Fun things to look for in this tableau include:
On the lower of the two boxes is a miniature artisan hand painted Art Deco statue on a “marble” plinth. Made by Warwick Miniatures in Ireland, who are well known for the quality of the detail in their pieces, it is a 1:12 copy of the “Theban Dancer” sculpture created by Claire-Jeanne-Roberte Colinet in 1925. The tall statue standing on the edge of the upper box is also made by Warwick Miniatures and was hand painted by me.
The three wooden crates boxes came from The Doll’s House Suppliers in the United Kingdom. Edwardian times were the heyday of advertising, so it was not unusual to see popular household brands labels emblazoned on the side of buildings and even boxes.
The black japanned high backed chairs with their stylised Art Deco fabric upholstery came from a seller on E-Bay. The black japanned console was made by Town Hall Miniatures. The tall stand on which the ginger jar stands was made by the high-end miniature furniture maker, Bespaq.

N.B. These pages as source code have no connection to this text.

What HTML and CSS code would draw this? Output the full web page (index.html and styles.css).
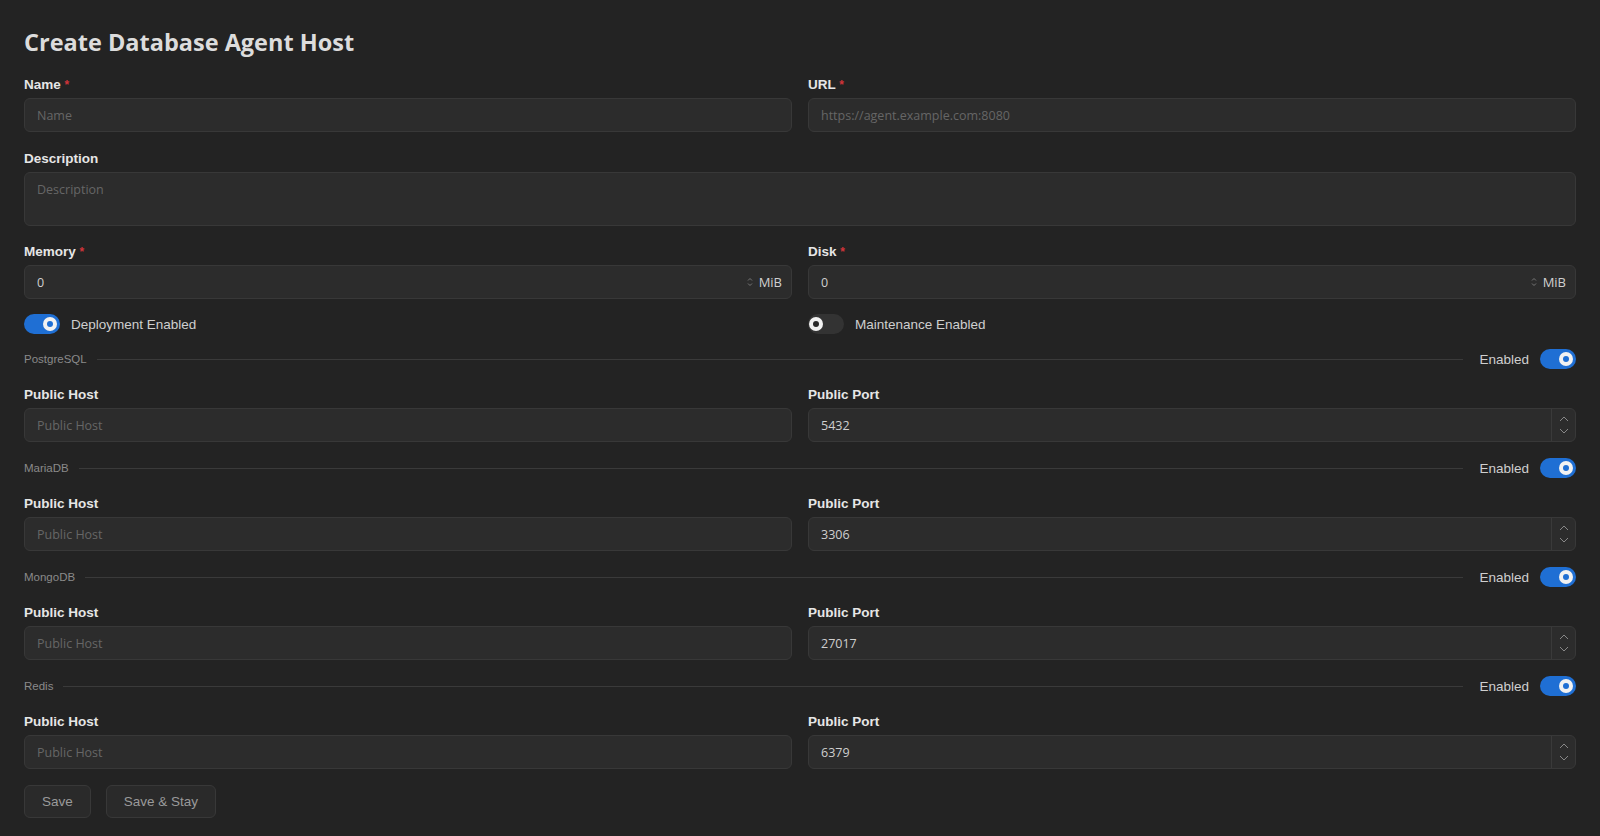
FILE: index.html
```html
<!DOCTYPE html>
<html lang="en">
<head>
    <meta charset="UTF-8">
    <meta name="viewport" content="width=device-width, initial-scale=1.0">
    <title>Create Database Agent Host</title>
    <link rel="stylesheet" href="styles.css">
</head>
<body>
<div class="page">
    <h1>Create Database Agent Host</h1>
    <form class="form">
        <div class="row">
            <div class="field">
                <label>Name <span class="req">*</span></label>
                <input class="input" type="text" placeholder="Name">
            </div>
            <div class="field">
                <label>URL <span class="req">*</span></label>
                <input class="input" type="text" placeholder="https://agent.example.com:8080">
            </div>
        </div>

        <div class="field desc">
            <label>Description</label>
            <textarea class="input textarea" placeholder="Description"></textarea>
        </div>

        <div class="row">
            <div class="field">
                <label>Memory <span class="req">*</span></label>
                <div class="input group">
                    <input type="text" value="0">
                    <span class="mini-spin">
                        <svg width="6" height="10" viewBox="0 0 6 10"><path d="M1 3.5 3 1.5 5 3.5M1 6.5 3 8.5 5 6.5" fill="none" stroke="#777" stroke-width="1"/></svg>
                    </span>
                    <span class="suffix">MiB</span>
                </div>
            </div>
            <div class="field">
                <label>Disk <span class="req">*</span></label>
                <div class="input group">
                    <input type="text" value="0">
                    <span class="mini-spin">
                        <svg width="6" height="10" viewBox="0 0 6 10"><path d="M1 3.5 3 1.5 5 3.5M1 6.5 3 8.5 5 6.5" fill="none" stroke="#777" stroke-width="1"/></svg>
                    </span>
                    <span class="suffix">MiB</span>
                </div>
            </div>
        </div>

        <div class="row toggles">
            <div class="toggle-line">
                <span class="switch on"><span class="knob"></span></span>
                <span>Deployment Enabled</span>
            </div>
            <div class="toggle-line">
                <span class="switch"><span class="knob"></span></span>
                <span>Maintenance Enabled</span>
            </div>
        </div>

        <div class="divider first">
            <span class="divider-title">PostgreSQL</span>
            <span class="divider-line"></span>
            <span class="divider-toggle">Enabled <span class="switch on"><span class="knob"></span></span></span>
        </div>
        <div class="row">
            <div class="field">
                <label>Public Host</label>
                <input class="input" type="text" placeholder="Public Host">
            </div>
            <div class="field">
                <label>Public Port</label>
                <div class="input group">
                    <input type="text" value="5432">
                    <span class="stepper">
                        <svg width="10" height="6" viewBox="0 0 10 6"><path d="M1 5 5 1 9 5" fill="none" stroke="#888" stroke-width="1"/></svg>
                        <svg width="10" height="6" viewBox="0 0 10 6"><path d="M1 1 5 5 9 1" fill="none" stroke="#888" stroke-width="1"/></svg>
                    </span>
                </div>
            </div>
        </div>

        <div class="divider">
            <span class="divider-title">MariaDB</span>
            <span class="divider-line"></span>
            <span class="divider-toggle">Enabled <span class="switch on"><span class="knob"></span></span></span>
        </div>
        <div class="row">
            <div class="field">
                <label>Public Host</label>
                <input class="input" type="text" placeholder="Public Host">
            </div>
            <div class="field">
                <label>Public Port</label>
                <div class="input group">
                    <input type="text" value="3306">
                    <span class="stepper">
                        <svg width="10" height="6" viewBox="0 0 10 6"><path d="M1 5 5 1 9 5" fill="none" stroke="#888" stroke-width="1"/></svg>
                        <svg width="10" height="6" viewBox="0 0 10 6"><path d="M1 1 5 5 9 1" fill="none" stroke="#888" stroke-width="1"/></svg>
                    </span>
                </div>
            </div>
        </div>

        <div class="divider">
            <span class="divider-title">MongoDB</span>
            <span class="divider-line"></span>
            <span class="divider-toggle">Enabled <span class="switch on"><span class="knob"></span></span></span>
        </div>
        <div class="row">
            <div class="field">
                <label>Public Host</label>
                <input class="input" type="text" placeholder="Public Host">
            </div>
            <div class="field">
                <label>Public Port</label>
                <div class="input group">
                    <input type="text" value="27017">
                    <span class="stepper">
                        <svg width="10" height="6" viewBox="0 0 10 6"><path d="M1 5 5 1 9 5" fill="none" stroke="#888" stroke-width="1"/></svg>
                        <svg width="10" height="6" viewBox="0 0 10 6"><path d="M1 1 5 5 9 1" fill="none" stroke="#888" stroke-width="1"/></svg>
                    </span>
                </div>
            </div>
        </div>

        <div class="divider">
            <span class="divider-title">Redis</span>
            <span class="divider-line"></span>
            <span class="divider-toggle">Enabled <span class="switch on"><span class="knob"></span></span></span>
        </div>
        <div class="row">
            <div class="field">
                <label>Public Host</label>
                <input class="input" type="text" placeholder="Public Host">
            </div>
            <div class="field">
                <label>Public Port</label>
                <div class="input group">
                    <input type="text" value="6379">
                    <span class="stepper">
                        <svg width="10" height="6" viewBox="0 0 10 6"><path d="M1 5 5 1 9 5" fill="none" stroke="#888" stroke-width="1"/></svg>
                        <svg width="10" height="6" viewBox="0 0 10 6"><path d="M1 1 5 5 9 1" fill="none" stroke="#888" stroke-width="1"/></svg>
                    </span>
                </div>
            </div>
        </div>

        <div class="actions">
            <button type="button" class="btn">Save</button>
            <button type="button" class="btn">Save &amp; Stay</button>
        </div>
    </form>
</div>
</body>
</html>
```

FILE: styles.css
```css
* {
    margin: 0;
    padding: 0;
    box-sizing: border-box;
}

body {
    background-color: #232323;
    font-family: 'Liberation Sans', Arial, sans-serif;
    color: #e4e4e4;
}

.page {
    padding: 26px 24px 0 24px;
}

h1 {
    font-family: 'Open Sans', sans-serif;
    font-size: 23.5px;
    font-weight: 700;
    line-height: 32px;
    color: #dcdcdc;
    margin-bottom: 17px;
}

.form {
    display: flex;
    flex-direction: column;
    gap: 16px;
}

.row {
    display: grid;
    grid-template-columns: 1fr 1fr;
    gap: 16px;
}

.desc {
    margin-top: 1px;
}

.toggles {
    margin-top: -1px;
}

.divider.first {
    margin-top: -1px;
}

.field label {
    display: block;
    font-size: 13.5px;
    font-weight: 700;
    line-height: 20px;
    margin-bottom: 3px;
    color: #e6e6e6;
}

.req {
    color: #d0343a;
    font-size: 12px;
    vertical-align: top;
}

.input {
    display: block;
    width: 100%;
    height: 34px;
    background-color: #2c2c2c;
    border: 1px solid #383838;
    border-radius: 6px;
    padding: 0 12px;
    font-family: 'Open Sans', sans-serif;
    font-size: 12.5px;
    color: #cfcfcf;
    outline: none;
}

.input::placeholder {
    color: #666;
}

.textarea {
    height: 54px;
    padding-top: 8px;
    resize: none;
}

.group {
    display: flex;
    align-items: center;
    padding: 0;
}

.group input {
    flex: 1;
    height: 100%;
    background: transparent;
    border: none;
    outline: none;
    padding: 0 12px;
    font-family: 'Open Sans', sans-serif;
    font-size: 12.5px;
    color: #cfcfcf;
}

.mini-spin {
    display: flex;
    align-items: center;
    margin-right: 6px;
}

.suffix {
    font-size: 13px;
    color: #d0d0d0;
    margin-right: 9px;
}

.stepper {
    width: 24px;
    height: 100%;
    border-left: 1px solid #3a3a3a;
    display: flex;
    flex-direction: column;
    align-items: center;
    justify-content: space-around;
    padding: 4px 0;
}

.toggle-line {
    display: flex;
    align-items: center;
    gap: 11px;
    height: 20px;
    font-size: 13.5px;
    color: #cfcfcf;
}

.switch {
    position: relative;
    display: inline-block;
    width: 36px;
    height: 20px;
    border-radius: 10px;
    background-color: #333;
}

.switch .knob {
    position: absolute;
    top: 3px;
    left: 1px;
    width: 14px;
    height: 14px;
    border-radius: 50%;
    background-color: #f2f2f2;
}

.switch .knob::after {
    content: '';
    position: absolute;
    top: 4px;
    left: 4px;
    width: 6px;
    height: 6px;
    border-radius: 50%;
    background-color: #2a2a2a;
}

.switch.on {
    background-color: #1f6fd4;
}

.switch.on .knob {
    left: 19px;
}

.switch.on .knob::after {
    background-color: #1f6fd4;
}

.divider {
    display: flex;
    align-items: center;
    height: 20px;
}

.divider-title {
    font-size: 11.5px;
    color: #8a8a8a;
    margin-right: 10px;
}

.divider-line {
    flex: 1;
    height: 1px;
    background-color: #3a3a3a;
}

.divider-toggle {
    display: flex;
    align-items: center;
    gap: 11px;
    margin-left: 16px;
    font-size: 13.5px;
    color: #cfcfcf;
}

.actions {
    display: flex;
    gap: 15px;
}

.btn {
    height: 33px;
    padding: 0 17px;
    background-color: #2a2a2a;
    border: 1px solid #383838;
    border-radius: 6px;
    font-family: 'Liberation Sans', Arial, sans-serif;
    font-size: 13.5px;
    color: #9a9a9a;
    cursor: pointer;
}
```
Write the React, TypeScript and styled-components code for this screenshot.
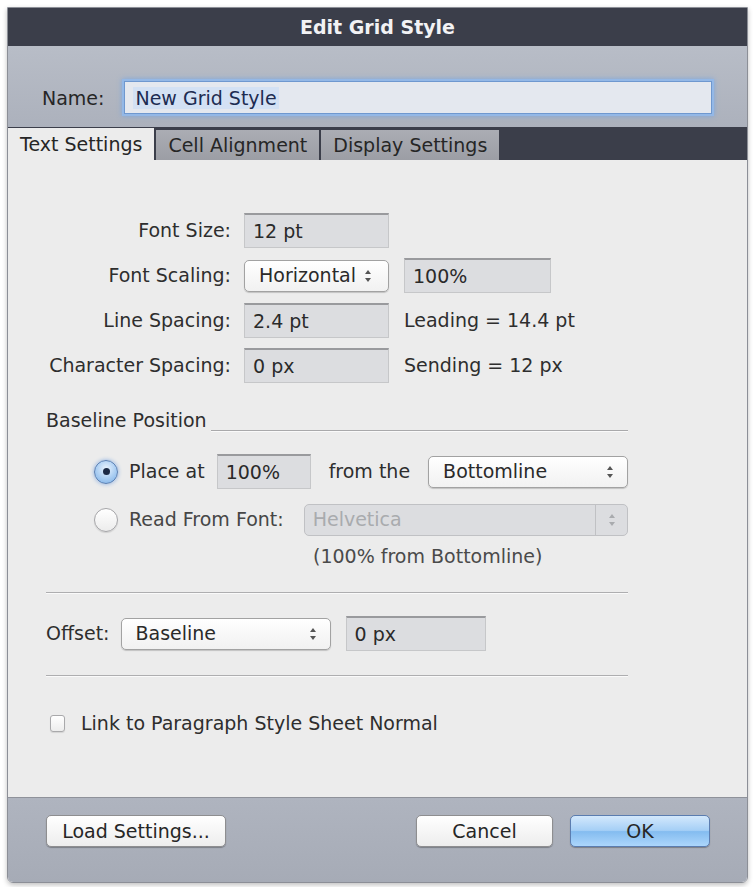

The three prong Art Deco style candelabra in the console is an artisan piece made of sterling silver. Although unsigned, the piece was made in England by an unknown artist.
The paintings around the room are 1:12 artisan pieces made by Amber’s Miniatures in the United States.
The Streamline Moderne pottery tile fireplace surround and the Art Deco green electric fireplace I acquired from Kathleen Knight’s Dollhouse Shop in the United Kingdom.
The stylised metallic red dioxide floral wallpaper was paper given to me by a friend who encouraged me to use it in my miniature tableaux.